§ INFORMATION SHOWN:
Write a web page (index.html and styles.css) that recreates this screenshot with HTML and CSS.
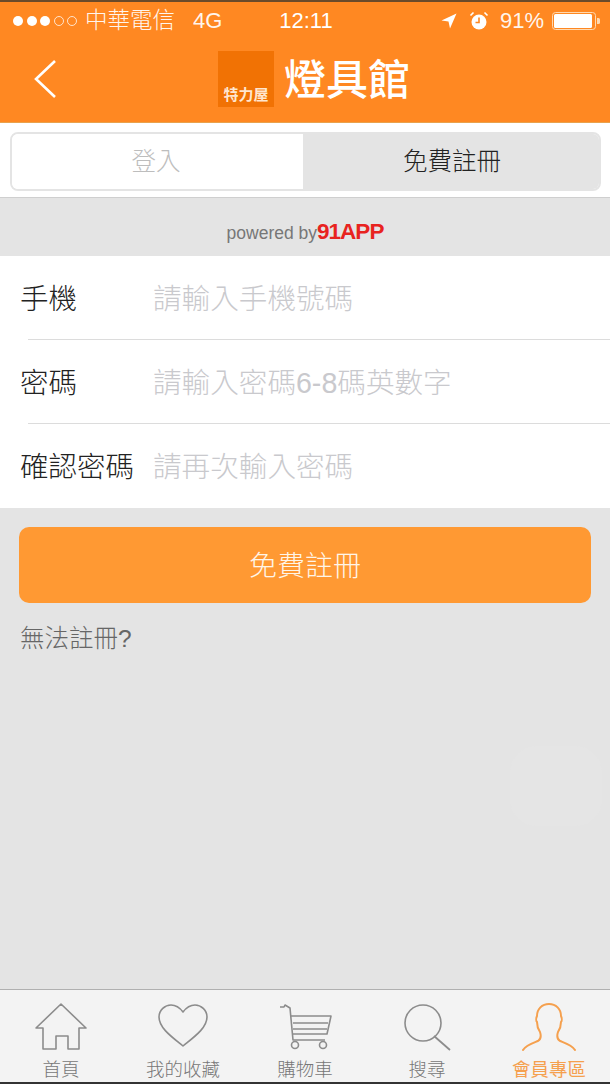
FILE: index.html
```html
<!DOCTYPE html>
<html lang="zh-Hant">
<head>
<meta charset="utf-8">
<title>免費註冊</title>
<link rel="stylesheet" href="styles.css">
</head>
<body>
<div class="page">
  <header class="top">
    <div class="status">
      <div class="status-left">
        <svg class="signal" width="72" height="14" viewBox="0 0 72 14"><circle cx="6" cy="7" r="5" fill="#fff"/><circle cx="20" cy="7" r="5" fill="#fff"/><circle cx="33" cy="7" r="5" fill="#fff"/><circle cx="47" cy="7" r="4.5" fill="none" stroke="#fff" stroke-opacity=".75"/><circle cx="60" cy="7" r="4.5" fill="none" stroke="#fff" stroke-opacity=".75"/></svg>
        <span class="carrier">中華電信</span>
        <span class="net">4G</span>
      </div>
      <div class="clock">12:11</div>
      <div class="status-right">
        <svg width="16" height="16" viewBox="0 0 16 16"><path d="M0.5 7.5 15.5 0.5 9 15.5 7.5 8.5Z" fill="#fff"/></svg>
        <svg class="alarm" width="20" height="20" viewBox="0 0 20 20"><circle cx="10" cy="11" r="7.5" fill="#fff"/><path d="M10 6.5V11.5H6.5" fill="none" stroke="#ff8822" stroke-width="1.6"/><path d="M1.5 4.5 4.5 1.5M18.5 4.5 15.5 1.5" stroke="#fff" stroke-width="1.6"/></svg>
        <span class="pct">91%</span>
        <svg width="48" height="18" viewBox="0 0 48 18"><rect x=".5" y=".5" width="43" height="17" rx="3" fill="none" stroke="#ffd9b0"/><rect x="2" y="2" width="38" height="14" rx="1.5" fill="#fff"/><path d="M45 6h1.500a1.500 1.500 0 0 1 1.500 1.500v3a1.500 1.500 0 0 1-1.500 1.500H45Z" fill="#ffd9b0"/></svg>
      </div>
    </div>
    <div class="nav">
      <svg class="back" width="24" height="40" viewBox="0 0 24 40"><path d="M22 2 3 20 22 38" fill="none" stroke="#fff" stroke-width="2.600"/></svg>
      <div class="logo"><span>特力屋</span></div>
      <div class="title">燈具館</div>
    </div>
  </header>

  <div class="tabs-wrap">
    <div class="tabs">
      <div class="tab tab-off">登入</div>
      <div class="tab tab-on">免費註冊</div>
    </div>
  </div>

  <main class="content">
    <div class="powered"><span class="powered-by">powered by</span><span class="brand">91APP</span></div>
    <div class="form">
      <div class="row"><span class="label">手機</span><span class="hint">請輸入手機號碼</span></div>
      <div class="row"><span class="label">密碼</span><span class="hint">請輸入密碼6-8碼英數字</span></div>
      <div class="row"><span class="label">確認密碼</span><span class="hint">請再次輸入密碼</span></div>
    </div>
    <div class="actions">
      <div class="submit">免費註冊</div>
      <div class="help">無法註冊?</div>
    </div>
    <div class="ghost"></div>
  </main>

  <nav class="tabbar">
    <div class="item">
      <svg width="52" height="48" viewBox="0 0 52 48"><path d="M1 25 26 1 51 25H44V46H33V33H21V46H8V25Z" fill="none" stroke="#8c8c8c" stroke-width="1.600" stroke-linejoin="round"/></svg>
      <span>首頁</span>
    </div>
    <div class="item">
      <svg width="50" height="48" viewBox="0 -1 50 48"><path d="M25 42C14 33 1 24 1 13 1 6 7 1 13 1c5 0 9 3 12 7 3-4 7-7 12-7 6 0 12 5 12 12 0 11-13 20-24 29Z" fill="none" stroke="#8c8c8c" stroke-width="1.600" stroke-linejoin="round"/></svg>
      <span>我的收藏</span>
    </div>
    <div class="item">
      <svg width="54" height="48" viewBox="0 0 54 48"><g fill="none" stroke="#8c8c8c" stroke-width="1.600" stroke-linejoin="round"><path d="M2 4H6L7 2 12 5 15 37H47"/><path d="M13 13H53L49 31H15"/><path d="M15 20H50M15 26H49"/><circle cx="17" cy="42" r="3.500"/><circle cx="45" cy="42" r="3.500"/></g></svg>
      <span>購物車</span>
    </div>
    <div class="item">
      <svg width="48" height="48" viewBox="0 0 48 48"><circle cx="20" cy="20" r="18" fill="none" stroke="#8c8c8c" stroke-width="1.600"/><path d="M31 33 47 47" stroke="#8c8c8c" stroke-width="1.800"/></svg>
      <span>搜尋</span>
    </div>
    <div class="item item-on">
      <svg width="56" height="48" viewBox="0 0 56 48"><path d="M2 47C5 42 12 40 17 38 20 36 20 32 19 29 17 26 16 22 16 19 15 18 15 15 16 13 16 6 21 1 28 1 35 1 40 6 40 13 41 15 41 18 40 19 40 22 39 26 37 29 36 32 36 36 39 38 44 40 51 42 54 47" fill="none" stroke="#f5a04e" stroke-width="2" stroke-linecap="round" stroke-linejoin="round"/></svg>
      <span>會員專區</span>
    </div>
  </nav>
</div>
</body>
</html>
```
FILE: styles.css
```css
* { box-sizing: border-box; }
html, body { margin: 0; padding: 0; }
body { font-family: "Liberation Sans", "Noto Sans CJK TC", sans-serif; background: #e4e4e4; }
.page { width: 610px; height: 1084px; display: flex; flex-direction: column; overflow: hidden; }

.top { height: 123px; background: #ff8822; border-top: 2px solid #6b4a2a; border-bottom: 1px solid #e8a24e; color: #fff; }
.status { height: 38px; display: grid; grid-template-columns: 1fr auto 1fr; align-items: center; padding: 0 10px 0 12px; font-size: 22px; }
.status-left { display: flex; align-items: center; }
.carrier { margin-left: 1px; margin-top: 1px; font-size: 22.500px; font-weight: 300; opacity: .92; line-height: 1; }
.net { margin-left: 18px; opacity: .92; }
.status-right { display: flex; align-items: center; justify-content: flex-end; }
.alarm { margin-left: 12px; }
.pct { margin-left: 11px; margin-right: 8px; opacity: .92; }

.nav { display: flex; align-items: center; height: 82px; padding: 0 0 4px 33px; }
.back { display: block; }
.logo { width: 56px; height: 56px; margin-left: 161px; background: #f17204; display: flex; align-items: flex-end; justify-content: center; padding-bottom: 4px; }
.logo span { font-size: 15px; font-weight: 700; line-height: 1.1; color: #ffe6cf; }
.title { margin-left: 10px; margin-top: 4px; font-size: 42px; font-weight: 500; line-height: 1; }

.tabs-wrap { height: 75px; background: #fff; padding: 9px 9px 0 10px; border-bottom: 1px solid #cfcfcf; }
.tabs { height: 59px; display: flex; border: 2px solid #e4e4e4; border-radius: 8px; overflow: hidden; font-size: 24.500px; font-weight: 300; line-height: 1; }
.tab { display: flex; align-items: center; justify-content: center; padding-top: 1px; }
.tab-off { flex: 0 0 291px; background: #fff; color: #bdbdbd; padding-right: 3px; }
.tab-on { flex: 1; background: #e4e4e4; color: #222; padding-left: 2px; }

.content { flex: 1; position: relative; background: #e4e4e4; }
.powered { height: 58px; display: flex; align-items: center; justify-content: center; padding: 10px 0 0; }
.powered-by { font-size: 17.500px; color: #777; margin-top: 2px; }
.brand { font-size: 22.500px; font-weight: 700; letter-spacing: -1px; color: #e8231f; line-height: 1; }

.form { background: #fff; }
.row { height: 84px; display: flex; align-items: center; position: relative; padding-left: 20px; padding-top: 2px; }
.row + .row::before { content: ""; position: absolute; top: -1px; left: 28px; right: 0; height: 1px; background: #dcdcdc; }
.label { width: 133px; font-size: 28.500px; font-weight: 300; color: #222; line-height: 1; white-space: nowrap; }
.hint { font-size: 28.600px; font-weight: 300; color: #c9c9cd; line-height: 1; white-space: nowrap; }

.actions { padding: 19px 19px 0; }
.submit { height: 76px; border-radius: 10px; background: #ff9933; color: #fff5e8; font-size: 28px; font-weight: 300; display: flex; align-items: center; justify-content: center; line-height: 1; padding-top: 4px; }
.help { margin-top: 18px; font-size: 24.500px; font-weight: 300; line-height: 36px; color: #666; padding-left: 1px; }
.ghost { position: absolute; left: 510px; top: 548px; width: 92px; height: 80px; border-radius: 26px; background: #e5e5e5; }

.tabbar { height: 95px; display: grid; grid-template-columns: 122px 122px 122px 122px 122px; background: #f3f3f3; border-top: 1px solid #b0b0b0; border-bottom: 2px solid #333; }
.item { display: flex; flex-direction: column; align-items: center; justify-content: flex-end; color: #777; font-size: 18.500px; font-weight: 300; line-height: 24px; }
.item svg { display: block; margin-bottom: 7px; }
.item-on { color: #f5a04e; font-weight: 400; }
```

§ GOAL: Scan the data for the word "index" and copy every line where it shows up.

§ RESULT OF THE EXERCISE:
Write a web page (index.html and styles.css) that recreates this screenshot with HTML and CSS.
FILE: index.html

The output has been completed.